■ SHORT EXERCISE
Write out each line that follows exactly as it stands, without the pictures.
#### DATA EXTRACT ####
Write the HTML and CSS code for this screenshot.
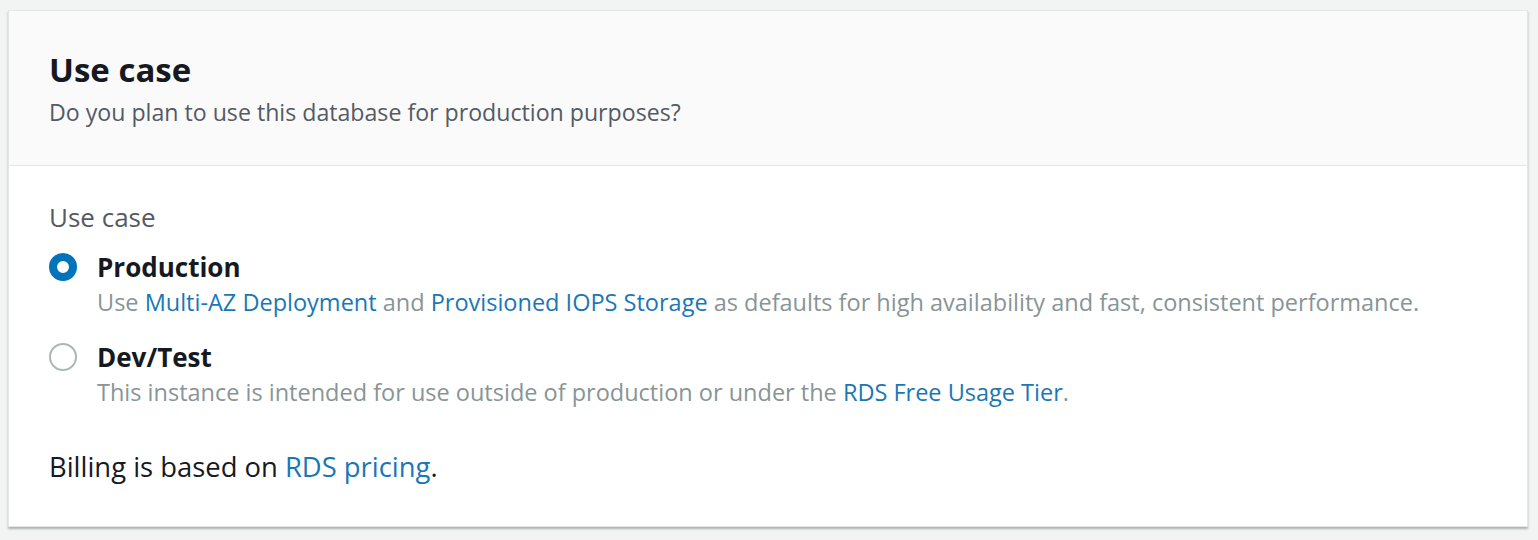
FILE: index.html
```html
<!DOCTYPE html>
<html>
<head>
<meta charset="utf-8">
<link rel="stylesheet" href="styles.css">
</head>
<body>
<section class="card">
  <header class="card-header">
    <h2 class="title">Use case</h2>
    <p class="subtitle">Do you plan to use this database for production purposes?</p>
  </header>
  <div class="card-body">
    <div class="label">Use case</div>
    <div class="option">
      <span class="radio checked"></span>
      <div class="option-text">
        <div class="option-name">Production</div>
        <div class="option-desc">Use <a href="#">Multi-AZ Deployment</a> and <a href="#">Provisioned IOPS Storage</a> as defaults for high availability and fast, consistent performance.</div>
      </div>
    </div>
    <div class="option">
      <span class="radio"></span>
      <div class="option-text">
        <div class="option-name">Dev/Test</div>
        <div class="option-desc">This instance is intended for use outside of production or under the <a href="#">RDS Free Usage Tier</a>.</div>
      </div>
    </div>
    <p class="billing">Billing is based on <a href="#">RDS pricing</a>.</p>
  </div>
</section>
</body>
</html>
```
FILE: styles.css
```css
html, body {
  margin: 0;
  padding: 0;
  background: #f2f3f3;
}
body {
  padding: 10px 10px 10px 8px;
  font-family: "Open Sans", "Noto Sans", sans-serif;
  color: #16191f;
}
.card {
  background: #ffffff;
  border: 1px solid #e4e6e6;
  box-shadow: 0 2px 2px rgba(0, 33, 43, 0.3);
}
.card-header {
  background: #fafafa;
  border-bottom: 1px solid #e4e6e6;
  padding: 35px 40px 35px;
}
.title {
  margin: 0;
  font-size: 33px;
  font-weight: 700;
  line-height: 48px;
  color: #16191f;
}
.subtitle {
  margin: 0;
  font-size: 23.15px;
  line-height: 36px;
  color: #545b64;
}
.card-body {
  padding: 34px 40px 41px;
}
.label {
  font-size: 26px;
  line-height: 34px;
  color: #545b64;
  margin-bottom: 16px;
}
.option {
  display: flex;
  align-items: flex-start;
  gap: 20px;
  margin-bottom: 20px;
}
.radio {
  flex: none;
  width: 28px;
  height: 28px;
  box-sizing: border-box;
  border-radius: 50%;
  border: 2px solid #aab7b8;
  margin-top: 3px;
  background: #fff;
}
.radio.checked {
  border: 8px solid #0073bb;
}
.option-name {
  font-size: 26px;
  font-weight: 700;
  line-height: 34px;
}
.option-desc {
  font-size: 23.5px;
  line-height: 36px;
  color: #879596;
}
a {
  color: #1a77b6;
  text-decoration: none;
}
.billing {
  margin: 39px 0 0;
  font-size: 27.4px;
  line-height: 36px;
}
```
####
■ OUTPUT FOR THIS TASK
Write the HTML and CSS code for this screenshot.
FILE: index.html
```html
<!DOCTYPE html>
<html>
<head>
<meta charset="utf-8">
<link rel="stylesheet" href="styles.css">
</head>
<body>
<section class="card">
  <header class="card-header">
    <h2 class="title">Use case</h2>
    <p class="subtitle">Do you plan to use this database for production purposes?</p>
  </header>
  <div class="card-body">
    <div class="label">Use case</div>
    <div class="option">
      <span class="radio checked"></span>
      <div class="option-text">
        <div class="option-name">Production</div>
        <div class="option-desc">Use <a href="#">Multi-AZ Deployment</a> and <a href="#">Provisioned IOPS Storage</a> as defaults for high availability and fast, consistent performance.</div>
      </div>
    </div>
    <div class="option">
      <span class="radio"></span>
      <div class="option-text">
        <div class="option-name">Dev/Test</div>
        <div class="option-desc">This instance is intended for use outside of production or under the <a href="#">RDS Free Usage Tier</a>.</div>
      </div>
    </div>
    <p class="billing">Billing is based on <a href="#">RDS pricing</a>.</p>
  </div>
</section>
</body>
</html>
```
FILE: styles.css
```css
html, body {
  margin: 0;
  padding: 0;
  background: #f2f3f3;
}
body {
  padding: 10px 10px 10px 8px;
  font-family: "Open Sans", "Noto Sans", sans-serif;
  color: #16191f;
}
.card {
  background: #ffffff;
  border: 1px solid #e4e6e6;
  box-shadow: 0 2px 2px rgba(0, 33, 43, 0.3);
}
.card-header {
  background: #fafafa;
  border-bottom: 1px solid #e4e6e6;
  padding: 35px 40px 35px;
}
.title {
  margin: 0;
  font-size: 33px;
  font-weight: 700;
  line-height: 48px;
  color: #16191f;
}
.subtitle {
  margin: 0;
  font-size: 23.15px;
  line-height: 36px;
  color: #545b64;
}
.card-body {
  padding: 34px 40px 41px;
}
.label {
  font-size: 26px;
  line-height: 34px;
  color: #545b64;
  margin-bottom: 16px;
}
.option {
  display: flex;
  align-items: flex-start;
  gap: 20px;
  margin-bottom: 20px;
}
.radio {
  flex: none;
  width: 28px;
  height: 28px;
  box-sizing: border-box;
  border-radius: 50%;
  border: 2px solid #aab7b8;
  margin-top: 3px;
  background: #fff;
}
.radio.checked {
  border: 8px solid #0073bb;
}
.option-name {
  font-size: 26px;
  font-weight: 700;
  line-height: 34px;
}
.option-desc {
  font-size: 23.5px;
  line-height: 36px;
  color: #879596;
}
a {
  color: #1a77b6;
  text-decoration: none;
}
.billing {
  margin: 39px 0 0;
  font-size: 27.4px;
  line-height: 36px;
}
```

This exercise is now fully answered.